En traversant les champs labourés de la Bulgarie, on aperçoit de place en place, posés sur les sillons, de grands vautours fauves qui semblent y faire sentinelle et qui, sans se déranger, regardent passer le voyageur avec un flegme insolent. Ces vautours sont le symbole des politiciens de toute couleur qui, dans les états des Balkans, ne s’occupent des affaires publiques que pour y chercher leur proie. Dans toutes les provinces qui composèrent autrefois l’empire de Byzance, les gouvernés sont honnêtes, les gouvernans le sont moins.

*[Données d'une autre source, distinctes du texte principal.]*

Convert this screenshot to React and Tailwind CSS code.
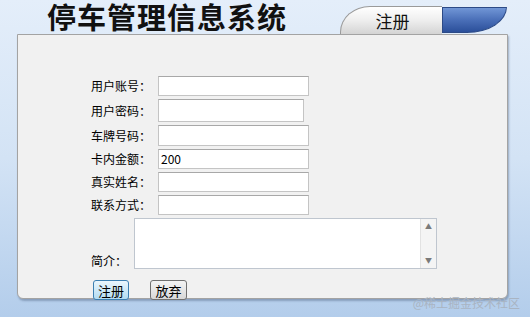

Conservateurs ou libéraux, quel que soit leur programme, tous les partis qui se disputent l’honneur d’administrer la Bulgarie sont avides de places, d’emplois lucratifs, de gros traitemens. Le prince Alexandre goûtait médiocrement la plupart de ses ministres et il affectait de les regarder de haut, de les tenir à distance, de leur prouver par ses procédés le peu d’estime qu’il faisait de leur vertu. Mais ce qui le contrariait le plus, c’était la constitution qu’on lui avait imposée et qui de toutes les constitutions imaginables, était assurément la plus constitutionnelle, la plus outrageusement libérale. Il ne tarda pas à la prendre en dégoût, il résolut de s’en débarrasser. En 1881, il faisait un coup d’état, et, comme cela se pratique en pareil cas, il convoquait une grande assemblée nationale dont la complaisance lui était assurée et qui, à sa demande, l’investit de pouvoirs extraordinaires pour sept ans.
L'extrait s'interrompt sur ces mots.